The hearing of officials from Exxon, Shell, Chevron and BP, scheduled for 8 February, is the next phase of the House oversight committee's investigation into the role of fossil fuel companies in blocking action on climate change and misrepresenting the industry's efforts to address it.
The panel had concluded the first of these hearings last October, which featured the oil company CEOs, by issuing subpoenas for documents on company scientists' statements about the climate crisis and any funds spent to mislead the public on global heating.
By turning its focus to board members who were elected to spur change at these companies on the climate crisis, the committee plans to scrutinize corporate pledges to cut emissions and invest in cleaner sources of energy.
"These are board members who ran on changing these institutions from the inside," chair of the oversight panel's environment subcommittee, Ro Khanna, told Reuters. "They will have to chose between their life convictions or fealty to their CEOs."
Among the board members selected to testify is Alexander Karsner, a strategist at Google owner Alphabet Inc who won one of three seats for the activist hedge fund Engine No 1 to Exxon's board to address growing investor concerns about global warming.
The committee also sent a letter to Susan Avery, an atmospheric scientist and former president of the Woods Hole Oceanographic Institution, who was brought on to Exxon's board in 2017 as a climate expert.
The letters said board members play an important governance role in addressing the climate crisis "by overseeing and guiding companies' climate strategies, promoting transparency and holding management accountable to meaningful emissions reductions. Each of the four companies invited to the hearing has announced net zero emission targets by 2050 and have claimed that their plans are aligned with the goals of the Paris agreement.
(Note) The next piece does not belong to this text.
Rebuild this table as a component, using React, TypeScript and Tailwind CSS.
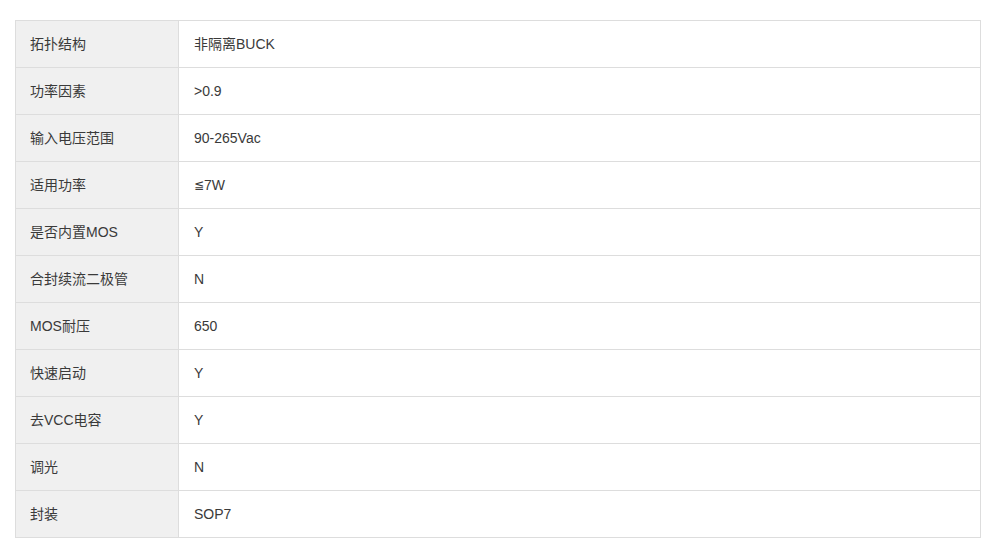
const rows: [string, React.ReactNode][] = [
  ["拓扑结构", "非隔离BUCK"],
  ["功率因素", ">0.9"],
  ["输入电压范围", "90-265Vac"],
  ["适用功率", <><span className="font-['DejaVu_Sans'] text-[12px]">≦</span>7W</>],
  ["是否内置MOS", "Y"],
  ["合封续流二极管", "N"],
  ["MOS耐压", "650"],
  ["快速启动", "Y"],
  ["去VCC电容", "Y"],
  ["调光", "N"],
  ["封装", "SOP7"],
];

export default function App() {
  return (
    <div
      className="min-h-[547px] bg-white pt-[20px] pl-[15px]"
      style={{ fontFamily: '"Liberation Sans", "Noto Sans CJK SC", sans-serif' }}
    >
      <div className="w-[966px] border border-[#dddddd] text-[14px] text-[#3a3a3a]">
        {rows.map(([label, value], i) => (
          <div
            key={label}
            className={
              i === rows.length - 1
                ? "flex h-[46px]"
                : "flex h-[47px] border-b border-[#dddddd]"
            }
          >
            <div className="flex w-[163px] shrink-0 items-center border-r border-[#dddddd] bg-[#f0f0f0] pl-[14px]">
              {label}
            </div>
            <div className="flex flex-1 items-center pl-[15px]">{value}</div>
          </div>
        ))}
      </div>
    </div>
  );
}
The panel will focus on the fact that the companies' net zero plans are mostly focused on their internal operations, not on the emissions released when consumers burn the fossil fuels they produce.
For example, Exxon earlier this week announced a net zero plan focused on its operations - not on "scope three" emissions from consumers who buy their products.
An Exxon spokesperson, Casey Norton, did not comment on the new hearing but said the company has "provided staff with more than 200,000 pages of documents, including board materials and internal communications".
The board members were not immediately available for comment.